From: Raz Mathias (razvanma_at_exchange.microsoft.com)
Date: Wed Feb 04 2004 - 16:18:36 PST
The Emerald paper presents a distributed operating system, in a fairly novel sense. The system is based upon a rudimentary form of objects (minus inheritance and subclass polymorphism) comprising of code and data that can both move across machine boundaries, breaking with the traditional meaning of the word "process."
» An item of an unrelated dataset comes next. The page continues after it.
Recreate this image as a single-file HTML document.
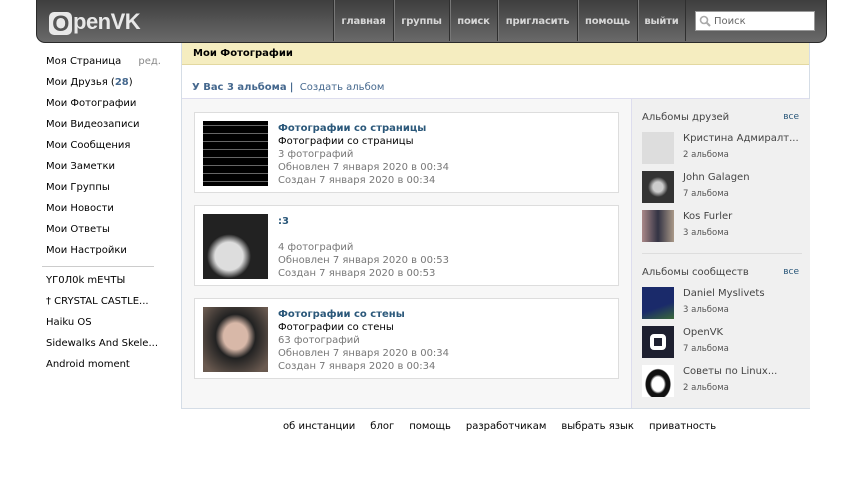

The paper begins by listing the goals of a distributed operating system and moving processes across machine boundaries. Reading the list of goals a second time (after reading the rest of the paper), I found that the goals and potential distributed object-oriented solutions to be particularly pragmatic. The idea of distributed load balancing via roaming objects really does nail what I believe to be the important tradeoff of throughput over latency in distributed systems. The idea of improved communication via the collocation of the communicating parties was noble, but not convincingly addressed by the paper's mechanisms and experiments (more on this later). The issue of increased availability can only be partially addressed by distributed objects. Redundancy and efficient restart are key to availability; the way I could see increasing availability in Emerald was to send the computation to a machine that can restart the faulting "process" quicker. Redundancy requires copying, which wasn't addressed by the mechanisms in the paper. Distributed reconfiguration seemed like a fairly great idea that isn't being leveraged today in the commercial operating systems; when a machine becomes "faulty" why can't I move all objects in a good state (including code) over to a second machine and simply reformat the first? Unfortunately, today's commercial systems only allow me to back up data easily (remember the registry in Windows?)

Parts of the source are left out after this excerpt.